- [TASK STATEMENT] Pull every line containing "React" out of the material below.

- [MATERIAL PROVIDED]
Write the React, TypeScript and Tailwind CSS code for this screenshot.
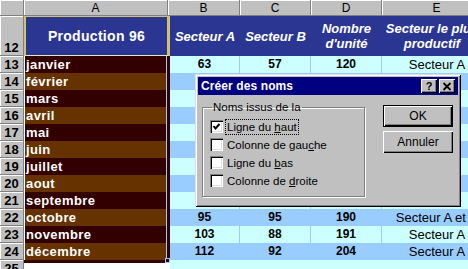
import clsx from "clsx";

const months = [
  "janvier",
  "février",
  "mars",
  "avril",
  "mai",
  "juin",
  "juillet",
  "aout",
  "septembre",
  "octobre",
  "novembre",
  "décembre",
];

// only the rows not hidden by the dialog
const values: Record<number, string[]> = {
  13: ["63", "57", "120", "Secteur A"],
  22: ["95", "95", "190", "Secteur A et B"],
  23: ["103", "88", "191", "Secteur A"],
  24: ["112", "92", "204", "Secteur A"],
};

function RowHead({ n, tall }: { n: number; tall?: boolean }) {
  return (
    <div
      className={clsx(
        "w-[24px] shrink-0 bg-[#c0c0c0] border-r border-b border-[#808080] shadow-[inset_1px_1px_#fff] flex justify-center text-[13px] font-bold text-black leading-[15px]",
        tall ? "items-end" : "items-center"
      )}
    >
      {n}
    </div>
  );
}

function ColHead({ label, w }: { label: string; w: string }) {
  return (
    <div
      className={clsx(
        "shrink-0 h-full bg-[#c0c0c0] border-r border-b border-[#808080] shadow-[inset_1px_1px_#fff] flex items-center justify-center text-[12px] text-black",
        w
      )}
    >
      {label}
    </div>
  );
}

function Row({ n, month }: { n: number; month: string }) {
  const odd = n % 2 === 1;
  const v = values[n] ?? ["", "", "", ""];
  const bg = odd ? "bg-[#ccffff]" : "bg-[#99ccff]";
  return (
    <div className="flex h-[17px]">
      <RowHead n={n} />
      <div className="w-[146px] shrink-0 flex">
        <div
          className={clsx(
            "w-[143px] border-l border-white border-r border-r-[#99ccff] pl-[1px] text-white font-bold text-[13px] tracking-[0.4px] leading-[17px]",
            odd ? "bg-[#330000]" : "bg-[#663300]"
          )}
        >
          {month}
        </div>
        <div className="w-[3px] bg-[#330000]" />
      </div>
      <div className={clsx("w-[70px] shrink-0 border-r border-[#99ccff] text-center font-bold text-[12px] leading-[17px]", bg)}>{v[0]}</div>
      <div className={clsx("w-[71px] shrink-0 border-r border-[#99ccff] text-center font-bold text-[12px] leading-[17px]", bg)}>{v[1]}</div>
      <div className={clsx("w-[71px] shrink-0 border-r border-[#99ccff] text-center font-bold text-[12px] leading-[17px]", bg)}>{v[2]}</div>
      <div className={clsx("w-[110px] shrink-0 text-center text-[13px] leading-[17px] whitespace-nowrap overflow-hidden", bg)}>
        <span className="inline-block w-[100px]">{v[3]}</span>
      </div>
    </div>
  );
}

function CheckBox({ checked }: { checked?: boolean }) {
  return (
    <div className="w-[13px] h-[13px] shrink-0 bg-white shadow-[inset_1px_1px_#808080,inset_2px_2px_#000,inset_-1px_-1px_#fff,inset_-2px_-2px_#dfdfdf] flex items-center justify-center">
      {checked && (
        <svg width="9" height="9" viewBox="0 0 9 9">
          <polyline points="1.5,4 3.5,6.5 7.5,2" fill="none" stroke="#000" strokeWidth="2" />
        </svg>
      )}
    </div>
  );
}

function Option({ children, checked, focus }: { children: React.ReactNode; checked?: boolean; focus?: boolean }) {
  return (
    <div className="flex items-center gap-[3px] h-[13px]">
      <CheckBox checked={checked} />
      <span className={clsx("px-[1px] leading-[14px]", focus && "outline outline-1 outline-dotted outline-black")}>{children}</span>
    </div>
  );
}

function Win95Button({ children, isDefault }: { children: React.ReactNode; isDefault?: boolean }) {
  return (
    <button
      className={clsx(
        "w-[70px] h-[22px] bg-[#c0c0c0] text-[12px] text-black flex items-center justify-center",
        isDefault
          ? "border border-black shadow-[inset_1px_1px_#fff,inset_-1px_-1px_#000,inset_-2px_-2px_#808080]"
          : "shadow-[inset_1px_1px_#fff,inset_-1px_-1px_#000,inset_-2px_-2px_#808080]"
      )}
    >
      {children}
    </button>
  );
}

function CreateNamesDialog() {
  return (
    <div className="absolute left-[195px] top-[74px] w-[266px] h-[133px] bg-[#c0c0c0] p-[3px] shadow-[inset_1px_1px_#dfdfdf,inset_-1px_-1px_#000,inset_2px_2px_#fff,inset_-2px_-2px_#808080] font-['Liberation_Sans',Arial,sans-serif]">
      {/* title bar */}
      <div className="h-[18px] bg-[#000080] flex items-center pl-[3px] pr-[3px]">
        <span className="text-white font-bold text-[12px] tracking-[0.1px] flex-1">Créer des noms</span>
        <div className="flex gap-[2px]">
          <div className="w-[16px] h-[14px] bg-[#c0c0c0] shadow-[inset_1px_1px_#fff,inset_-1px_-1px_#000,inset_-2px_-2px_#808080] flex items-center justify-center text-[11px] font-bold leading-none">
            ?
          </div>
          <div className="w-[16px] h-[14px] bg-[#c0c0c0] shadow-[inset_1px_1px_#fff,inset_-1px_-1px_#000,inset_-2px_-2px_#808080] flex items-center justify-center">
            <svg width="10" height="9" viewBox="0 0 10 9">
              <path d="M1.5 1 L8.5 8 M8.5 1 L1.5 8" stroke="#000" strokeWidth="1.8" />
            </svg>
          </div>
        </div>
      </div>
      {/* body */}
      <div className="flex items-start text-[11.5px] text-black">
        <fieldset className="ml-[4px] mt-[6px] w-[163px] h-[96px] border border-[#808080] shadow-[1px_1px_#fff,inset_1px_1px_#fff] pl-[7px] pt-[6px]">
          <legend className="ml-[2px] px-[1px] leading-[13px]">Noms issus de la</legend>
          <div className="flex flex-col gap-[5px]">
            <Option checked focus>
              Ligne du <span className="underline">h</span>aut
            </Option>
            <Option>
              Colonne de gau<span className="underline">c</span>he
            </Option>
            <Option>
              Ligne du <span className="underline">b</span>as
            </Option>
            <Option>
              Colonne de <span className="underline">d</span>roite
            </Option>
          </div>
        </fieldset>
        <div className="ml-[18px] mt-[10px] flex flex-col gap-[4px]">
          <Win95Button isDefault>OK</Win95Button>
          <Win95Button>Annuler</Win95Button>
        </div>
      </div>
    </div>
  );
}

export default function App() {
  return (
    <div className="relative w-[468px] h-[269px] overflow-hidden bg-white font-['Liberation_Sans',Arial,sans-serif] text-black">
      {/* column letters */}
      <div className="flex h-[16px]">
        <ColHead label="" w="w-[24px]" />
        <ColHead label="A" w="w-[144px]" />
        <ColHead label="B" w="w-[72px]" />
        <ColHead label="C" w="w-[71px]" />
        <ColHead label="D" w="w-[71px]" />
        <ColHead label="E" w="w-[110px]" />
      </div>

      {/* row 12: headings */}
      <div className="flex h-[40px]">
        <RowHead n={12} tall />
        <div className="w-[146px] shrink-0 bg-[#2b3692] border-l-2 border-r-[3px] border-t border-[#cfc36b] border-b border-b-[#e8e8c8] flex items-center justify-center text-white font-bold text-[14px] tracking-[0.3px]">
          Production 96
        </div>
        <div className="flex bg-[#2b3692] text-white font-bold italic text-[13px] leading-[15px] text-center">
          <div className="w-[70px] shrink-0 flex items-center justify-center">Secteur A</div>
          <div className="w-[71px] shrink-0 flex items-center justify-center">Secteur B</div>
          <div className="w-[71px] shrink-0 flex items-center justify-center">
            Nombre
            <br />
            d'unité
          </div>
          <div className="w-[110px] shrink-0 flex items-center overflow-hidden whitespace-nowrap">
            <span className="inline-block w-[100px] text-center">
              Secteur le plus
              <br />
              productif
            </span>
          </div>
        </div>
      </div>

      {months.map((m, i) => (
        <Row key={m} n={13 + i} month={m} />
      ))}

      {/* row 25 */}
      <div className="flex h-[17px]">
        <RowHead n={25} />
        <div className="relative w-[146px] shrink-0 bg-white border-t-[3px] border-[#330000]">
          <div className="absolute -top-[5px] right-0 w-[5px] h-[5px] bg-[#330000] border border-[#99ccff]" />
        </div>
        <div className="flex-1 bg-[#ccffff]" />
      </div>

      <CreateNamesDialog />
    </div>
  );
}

- [EXERCISE SOLUTION]
Write the React, TypeScript and Tailwind CSS code for this screenshot.
function Option({ children, checked, focus }: { children: React.ReactNode; checked?: boolean; focus?: boolean }) {
function Win95Button({ children, isDefault }: { children: React.ReactNode; isDefault?: boolean }) {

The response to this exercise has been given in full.